A SOCIAL care leader is calling for urgent action after it was revealed that a shortage of staff is putting the lives of vulnerable people at risk. 

Mario Kreft MBE, chair of Care Forum Wales, spoke out after the concern was highlighted in a report to Denbighshire County Council’s governance and audit committee. 

The worrying situation was described as ‘critical’, and the report added: “We are deeply concerned that a death could occur as a result of insufficient staffing resources.” 

Denbighshire Council corporate director Nicola Stubbins said: “These challenges put pressures on the whole sector, its workers, and users, with local authority and care providers increasingly having to rely on expensive agency staff.” 

According to Mr Kreft, the findings were shocking but sadly came as no surprise. 

He claims Denbighshire County Council has helped create the problem in the first place because of the ‘chronic underfunding of social care in the county over many years. 

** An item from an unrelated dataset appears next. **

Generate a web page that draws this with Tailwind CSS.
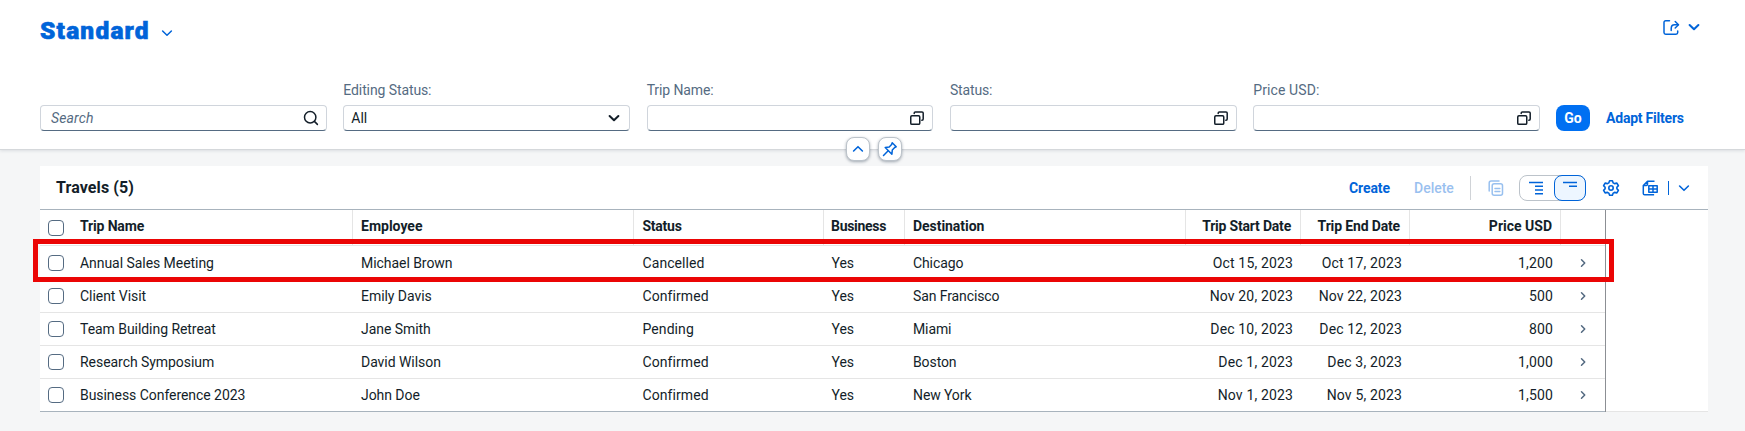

Mr Kreft said in calculating the fees paid to care homes and domiciliary care companies, the council allocated specific sums to pay staff, and this had kept rates low. 

As a result, new recruits were deterred from working in the sector and existing staff were being tempted away by higher wages elsewhere, such as the NHS or even supermarkets who paid more for less responsibility. 

Mr Kreft said: “The chickens have come home to roost because this is a problem of Denbighshire’s own making. What they’re doing is unreasonable and indefensible. 

“They have been ignoring this crisis for years in the hope that it is going to go away. All they have succeeded in doing is making matters worse at a time when need and costs are rising exponentially." 

He added: “Denbighshire came up with a formula to manage their budget and totally ignored the true cost of care. 

“Had it not been for Welsh Government and the extra support during the pandemic, the situation would have been even more catastrophic. 

“If people are at risk of dying because of this, Denbighshire Council will only have themselves to blame. 

“Action is needed urgently to put these matters right – it is literally a case of life or death.” 

 Denbighshire’s lead member for health and social care Cllr Elen Heaton responded: “The report to Denbighshire County Council’s Governance and Audit Committee this week was in relation to the recruitment and retention challenges of DCC social care staff and the impact that this could have on the council’s ability to deliver its statutory social care functions.  

“The report recognised that there is a National, UK-wide, recruitment and retention crisis in Social Care, across most if not all roles, and this is mirrored UK wide in Health Services too. It is well documented that public services across the UK have been put under enormous financial pressures for many years, and social care is no exception.  

“The council has implemented a number of urgent actions to address this including reviewing pay, terms and conditions, and improving our advertising and promotion of social care vacancies. However, this is of course against the backdrop of the huge financial pressures felt across all councils in both Wales and across the UK. 

“Given that the recruitment and retention crisis is a national issue, it is understood that there is a limit to the number of actions that DCC can take on its own to address this challenge, and therefore Lead Members and Senior Officers have also been instrumental in raising this issue at a regional and national level through the Welsh Local Government Association (WLGA) and the Association of Directors of Social Services (ADSS) Cymru.  

“Social care recruitment and retention is being closely monitored at both a regional level and national level, including by Welsh Government. It is important to be clear however that crucial funding decisions regarding public services are made by the UK government in Westminster.”

In response to the comments from Care Forum Wales, Cllr Heaton said, “This report was about DCC recruitment and retention issues – not care fees. The council carried out a consultation on increased fees for 2022/23 with our providers.  

“Following important feedback given by the providers, we launched a further review of the fees. As a result, a decision was taken in June 2022 to recognise this current challenge, and therefore additional uplifts to fees were made. We are currently working on fees for 2023-24. However, the council is having to make difficult decisions because of years of underfunding by Westminster.”